For services, the change would be less spectacular since, with a few exceptions such as B to C intangible services (which are not subject to VAT in the State of an EU supplier should the consumer be established outside of the EU), the territoriality rules applicable to the services are not different according to whether the supplier of a service and the customer are established in or outside the EU.
Access to the Mini One Stop Shop (MOSS) for declaration formalities and the payment of VAT on electronic services could still be possible for British companies but under the specific conditions provided for suppliers of services established outside the EU. Lastly, the flow of UK/EU services would no longer have to feature in the recapitulative statements that the suppliers of services established in the EU must fulfil when the taxable customer is established in another Member State.
N.B.: banks and insurance companies established in the EU could take advantage of the services provided to customers established in the UK since, as with all the services of this kind provided to customers established outside the EU, this scenario would entitle them to recover the input tax, whereas their exemption prohibits any recovery of tax charged on expenditure when the customer of the service is established in an EU Member State.

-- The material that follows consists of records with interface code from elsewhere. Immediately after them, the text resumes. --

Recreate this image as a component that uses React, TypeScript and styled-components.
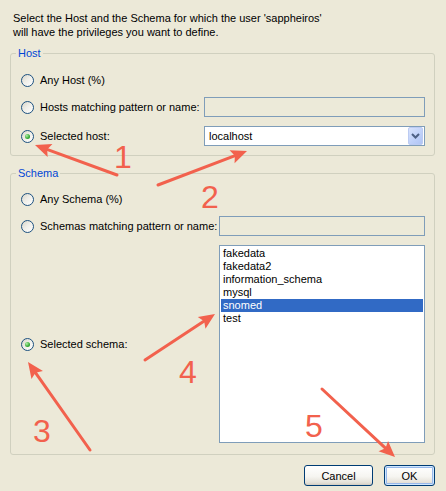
import React from "react";
import styled, { createGlobalStyle } from "styled-components";

const GlobalStyle = createGlobalStyle`
  html, body {
    margin: 0;
    padding: 0;
    background: #ECE9D8;
  }
  body {
    font-family: "Liberation Sans", Arial, sans-serif;
    font-size: 11px;
    color: #000;
  }
`;

const Page = styled.div`
  position: relative;
  width: 446px;
  height: 491px;
  box-sizing: border-box;
  padding: 11px 11px 0 10px;
  display: flex;
  flex-direction: column;
  background: #ECE9D8;
  overflow: hidden;
`;

const Intro = styled.p`
  margin: 0 0 7px 3px;
  line-height: 14px;
`;

const Group = styled.fieldset<{ $gapTop?: number }>`
  margin: ${(p) => p.$gapTop ?? 0}px 0 0 0;
  padding: 0;
  min-width: 0;
  border: 1px solid #d0d0bf;
  border-radius: 3px;
`;

const Legend = styled.legend`
  margin-left: 5px;
  padding: 0 2px;
  color: #0046d5;
  line-height: 14px;
  font-size: 11px;
`;

const GroupBody = styled.div<{ $labelWidth: number; $top: number; $bottom: number }>`
  display: grid;
  grid-template-columns: ${(p) => p.$labelWidth}px 1fr;
  row-gap: 7px;
  align-items: center;
  padding: ${(p) => p.$top}px 9px ${(p) => p.$bottom}px 10px;
`;

const Option = styled.label<{ $spaced?: boolean }>`
  display: flex;
  align-items: center;
  gap: 6px;
  height: 20px;
  margin-top: ${(p) => (p.$spaced ? 2 : 0)}px;
  white-space: nowrap;
`;

const Radio = styled.span<{ $checked?: boolean }>`
  flex: none;
  width: 13px;
  height: 13px;
  box-sizing: border-box;
  border-radius: 50%;
  border: 1px solid #1c5180;
  background: linear-gradient(135deg, #d8d5c8 0%, #efeee8 45%, #ffffff 100%);
  display: grid;
  place-items: center;
  &::after {
    content: "";
    width: 5px;
    height: 5px;
    border-radius: 50%;
    background: ${(p) =>
      p.$checked
        ? "radial-gradient(circle at 35% 35%, #b4eeaa 0%, #3cb03c 55%, #1b7d1b 100%)"
        : "transparent"};
  }
`;

const Cell = styled.div<{ $spaced?: boolean }>`
  min-width: 0;
  margin-top: ${(p) => (p.$spaced ? 2 : 0)}px;
`;

const TextBox = styled.div`
  height: 20px;
  box-sizing: border-box;
  border: 1px solid #7f9db9;
  background: #ecead9;
`;

const Combo = styled.div`
  height: 20px;
  box-sizing: border-box;
  border: 1px solid #7f9db9;
  background: #fff;
  display: flex;
  align-items: center;
  justify-content: space-between;
  padding: 0 1px 0 4px;
`;

const DropButton = styled.span`
  width: 15px;
  height: 18px;
  box-sizing: border-box;
  border: 1px solid #bccbf2;
  border-radius: 2px;
  background: linear-gradient(135deg, #d9e3fc 0%, #c2d3fa 50%, #b0c4f4 100%);
  display: grid;
  place-items: center;
`;

const ListBox = styled.ul`
  list-style: none;
  margin: 0;
  height: 198px;
  box-sizing: border-box;
  border: 1px solid #7f9db9;
  background: #fff;
  padding: 1px;
`;

const ListItem = styled.li<{ $selected?: boolean }>`
  height: 13px;
  line-height: 13px;
  padding-left: 2px;
  background: ${(p) => (p.$selected ? "#316ac5" : "transparent")};
  color: ${(p) => (p.$selected ? "#fff" : "#000")};
`;

const Buttons = styled.div`
  display: flex;
  justify-content: flex-end;
  gap: 11px;
  margin-top: 10px;
`;

const Button = styled.button<{ $width: number; $default?: boolean }>`
  width: ${(p) => p.$width}px;
  height: 21px;
  box-sizing: border-box;
  padding: 0;
  border: 1px solid #003c74;
  border-radius: 3px;
  font-family: "Liberation Sans", Arial, sans-serif;
  font-size: 11px;
  color: #000;
  background: linear-gradient(to bottom, #ffffff 0%, #f6f5f1 55%, #e6e3da 85%, #d6d0c5 100%);
  box-shadow: ${(p) =>
    p.$default
      ? "inset 0 0 0 1px #cee7ff, inset 0 0 0 2px #98b8ea"
      : "inset 0 -1px 0 #d6d0c5"};
`;

const Overlay = styled.svg`
  position: absolute;
  left: 0;
  top: 0;
  width: 446px;
  height: 491px;
  pointer-events: none;
`;

const Num = styled.text`
  font-family: "Liberation Sans", Arial, sans-serif;
  font-size: 32px;
  fill: #f2614d;
`;

const RED = "#f2614d";

type ArrowProps = { x1: number; y1: number; x2: number; y2: number };

function Arrow({ x1, y1, x2, y2 }: ArrowProps) {
  const dx = x2 - x1;
  const dy = y2 - y1;
  const d = Math.hypot(dx, dy);
  const ux = dx / d;
  const uy = dy / d;
  const len = 16;
  const half = 7;
  const bx = x2 - ux * len;
  const by = y2 - uy * len;
  const px = -uy;
  const py = ux;
  const pts = [
    [x2, y2],
    [bx + px * half, by + py * half],
    [bx + ux * 3, by + uy * 3],
    [bx - px * half, by - py * half],
  ]
    .map((p) => p.join(","))
    .join(" ");
  return (
    <g>
      <line
        x1={x1}
        y1={y1}
        x2={bx + ux * 4}
        y2={by + uy * 4}
        stroke={RED}
        strokeWidth={3}
        strokeLinecap="round"
      />
      <polygon points={pts} fill={RED} />
    </g>
  );
}

function Chevron() {
  return (
    <svg width="9" height="6" viewBox="0 0 9 6">
      <path d="M1 1 L4.5 4.5 L8 1" fill="none" stroke="#4d6185" strokeWidth="2" />
    </svg>
  );
}

const schemas = ["fakedata", "fakedata2", "information_schema", "mysql", "snomed", "test"];

export default function App() {
  return (
    <>
      <GlobalStyle />
      <Page>
        <Intro>
          Select the Host and the Schema for which the user 'sappheiros'
          <br />
          will have the privileges you want to define.
        </Intro>

        <Group>
          <Legend>Host</Legend>
          <GroupBody $labelWidth={183} $top={10} $bottom={9}>
            <Option>
              <Radio />
              Any Host (%)
            </Option>
            <Cell />
            <Option>
              <Radio />
              Hosts matching pattern or name:
            </Option>
            <Cell>
              <TextBox />
            </Cell>
            <Option $spaced>
              <Radio $checked />
              Selected host:
            </Option>
            <Cell $spaced>
              <Combo>
                <span>localhost</span>
                <DropButton>
                  <Chevron />
                </DropButton>
              </Combo>
            </Cell>
          </GroupBody>
        </Group>

        <Group $gapTop={10}>
          <Legend>Schema</Legend>
          <GroupBody $labelWidth={198} $top={9} $bottom={11}>
            <Option>
              <Radio />
              Any Schema (%)
            </Option>
            <Cell />
            <Option>
              <Radio />
              Schemas matching pattern or name:
            </Option>
            <Cell>
              <TextBox />
            </Cell>
            <Option $spaced>
              <Radio $checked />
              Selected schema:
            </Option>
            <Cell $spaced>
              <ListBox>
                {schemas.map((s) => (
                  <ListItem key={s} $selected={s === "snomed"}>
                    {s}
                  </ListItem>
                ))}
              </ListBox>
            </Cell>
          </GroupBody>
        </Group>

        <Buttons>
          <Button $width={69}>Cancel</Button>
          <Button $width={51} $default>
            OK
          </Button>
        </Buttons>

        <Overlay viewBox="0 0 446 491">
          <Arrow x1={117} y1={175} x2={35} y2={145} />
          <Arrow x1={158} y1={185} x2={247} y2={151} />
          <Arrow x1={90} y1={450} x2={28} y2={362} />
          <Arrow x1={145} y1={360} x2={215} y2={314} />
          <Arrow x1={322} y1={389} x2={395} y2={457} />
          <Num x={123} y={168} textAnchor="middle">1</Num>
          <Num x={210} y={208} textAnchor="middle">2</Num>
          <Num x={42} y={442} textAnchor="middle">3</Num>
          <Num x={188} y={383} textAnchor="middle">4</Num>
          <Num x={314} y={437} textAnchor="middle">5</Num>
        </Overlay>
      </Page>
    </>
  );
}
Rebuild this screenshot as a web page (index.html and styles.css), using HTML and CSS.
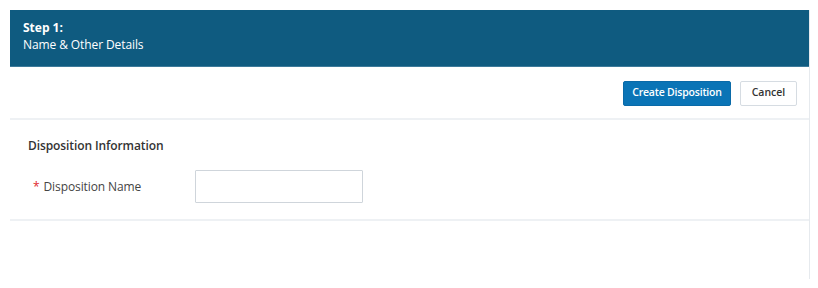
FILE: index.html
```html
<!DOCTYPE html>
<html>
<head>
<meta charset="utf-8">
<link rel="stylesheet" href="styles.css">
</head>
<body>
<div class="panel">
  <div class="step-header">
    <div class="step-num">Step 1:</div>
    <div class="step-title">Name &amp; Other Details</div>
  </div>
  <div class="toolbar">
    <button class="btn btn-primary">Create Disposition</button>
    <button class="btn btn-secondary">Cancel</button>
  </div>
  <div class="section">
    <div class="section-title">Disposition Information</div>
    <div class="field-row">
      <label class="field-label"><span class="req">*</span>Disposition Name</label>
      <input class="field-input" type="text">
    </div>
  </div>
</div>
</body>
</html>
```
FILE: styles.css
```css
html, body {
  margin: 0;
  padding: 0;
  background: #ffffff;
  font-family: "Open Sans", "Noto Sans", sans-serif;
}
.panel {
  margin: 10px 0 0 10px;
  width: 800px;
  height: 269px;
  border-right: 1px solid #e6eaee;
  box-sizing: border-box;
}
.step-header {
  height: 57px;
  background: #0f5b80;
  color: #ffffff;
  padding: 9px 13px 0;
  box-sizing: border-box;
  border-bottom: 1px solid #3d7a9a;
}
.step-num {
  font-weight: 700;
  font-size: 12px;
  line-height: 17px;
}
.step-title {
  font-size: 12px;
  line-height: 17px;
  letter-spacing: -0.1px;
}
.toolbar {
  height: 53px;
  display: flex;
  justify-content: flex-end;
  align-items: center;
  gap: 9px;
  padding: 2px 12px 0 0;
  box-sizing: border-box;
  border-bottom: 2px solid #eef1f4;
}
.btn {
  height: 25px;
  font-family: "Open Sans", "Noto Sans", sans-serif;
  font-size: 10.5px;
  font-weight: 600;
  border-radius: 2px;
  padding: 0 0 3px;
  white-space: nowrap;
  cursor: pointer;
}
.btn-primary {
  width: 108px;
  background: #0a74b6;
  color: #ffffff;
  border: 1px solid #0a6aa8;
  letter-spacing: -0.2px;
}
.btn-secondary {
  width: 57px;
  background: #ffffff;
  color: #333333;
  border: 1px solid #d6dce2;
}
.section {
  height: 101px;
  border-bottom: 2px solid #eef1f4;
  padding: 17px 0 0 18px;
  box-sizing: border-box;
}
.section-title {
  font-size: 12px;
  font-weight: 600;
  color: #333333;
  line-height: 17px;
  letter-spacing: -0.1px;
}
.field-row {
  display: flex;
  align-items: center;
  margin-top: 16px;
  padding-left: 5px;
}
.field-label {
  width: 162px;
  font-size: 12px;
  color: #444444;
  letter-spacing: -0.1px;
}
.req {
  color: #e0262b;
  margin-right: 4px;
}
.field-input {
  width: 168px;
  height: 33px;
  box-sizing: border-box;
  border: 1px solid #cfd5db;
  border-radius: 1px;
  margin: 0;
}
```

Concerning the formalities to be completed with regard to VAT, British companies could be obligated in certain Member States to appoint a tax representative to handle all their obligations in these States, unless the UK maintains a level of administrative cooperation with its former partners equivalent to the one in place between EU Member States.
Furthermore, the electronic procedure for the refund of foreign VAT foreseen for EU Member States would no longer apply to the refund of VAT paid in the EU by a British company or to British tax paid by a European company. Within the EU Member States, British companies could obtain the refund according to the procedure foreseen in the 13th VAT Directive for non-EU taxable persons but the Member States could make the refund applicable upon UK reciprocity rules.
II - The first expected adjustments from the UK standpoint
Even if it is decided to keep the main part of the existent EU VAT system, the UK would be free to adjust certain aspects according to its own interests.
For example, it could freely fix VAT rates, whereas those applicable in the Union are restricted (the standard rate cannot be less than 15%, the reduced rates, limited to two and at least 5%, can only be applied to a list of goods and services listed by the directive).
But a number of exceptions already apply in the UK, which, for example, has been able to maintain a rate of 0% to a number of goods and services. A general fall in the rates would moreover, with a few exceptions, mainly have an impact on domestic consumption and in practice benefit all suppliers, both national and foreign, due to the general application of the principle of taxation (including the rate) at the place of consumption.
The other rules that the UK could be tempted to adjust can be identified, as an initial approach, by examining judgments through which the European Court of Justice (ECJ) has compelled this State to comply with European regulations concerning issues such as:
- the scope of the exemption applicable to banking, financial and insurance transactions
- the application of reduced rates (0%) on social or environmental grounds
- or rules applicable to customer loyalty programmes.
The UK could also try to gain a competitive advantage for the benefit of its nationals by applying, in certain sectors, a different system to that imposed in EU Member States, for example the margin scheme that applies to travel agencies.
But it should be recalled that the European directive offers its Member States the possibility to tax on their territory services for which the place is in principle situated outside the EU, but which are actually used or enjoyed in their own territory ("use and enjoyment rule").
III - Questions of an institutional order
In the short term and until its actual exit from the EU VAT system, there are several questions to be answered:
- To what extent could the UK anticipate its exit by adopting legislative changes that do not comply with the framework imposed by its EU membership? The UK could wager on the lack of interest to act, in particular of the European Commission, to introduce any infringement procedure before the ECJ since the sentence would, in practice, be time-limited.
- How can the competence of the ECJ be assessed and the UK's right to intervene in the court proceedings underway on the actual date of the UK's exit? It is clear that the legitimacy of the UK to assert its point of view on the questions of interpreting the provisions of the directive is or will become disputable on the approach of its exit from the VAT system.
- Lastly, what will be the effects of the scheduled exit of the UK on the negotiations and/or decisions of the Council of the European Union, which are subject, in matters of VAT, to the unanimity rule? In particular, this question concerns the large-scale action plan launched on 7 April 2016 by the European Commission, the first parts of which (particularly concerning e-commerce) should in principle be discussed from 2016 onwards by the Member States. This question also concerns Member States derogations demands that require a unanimous agreement of the EU Member States.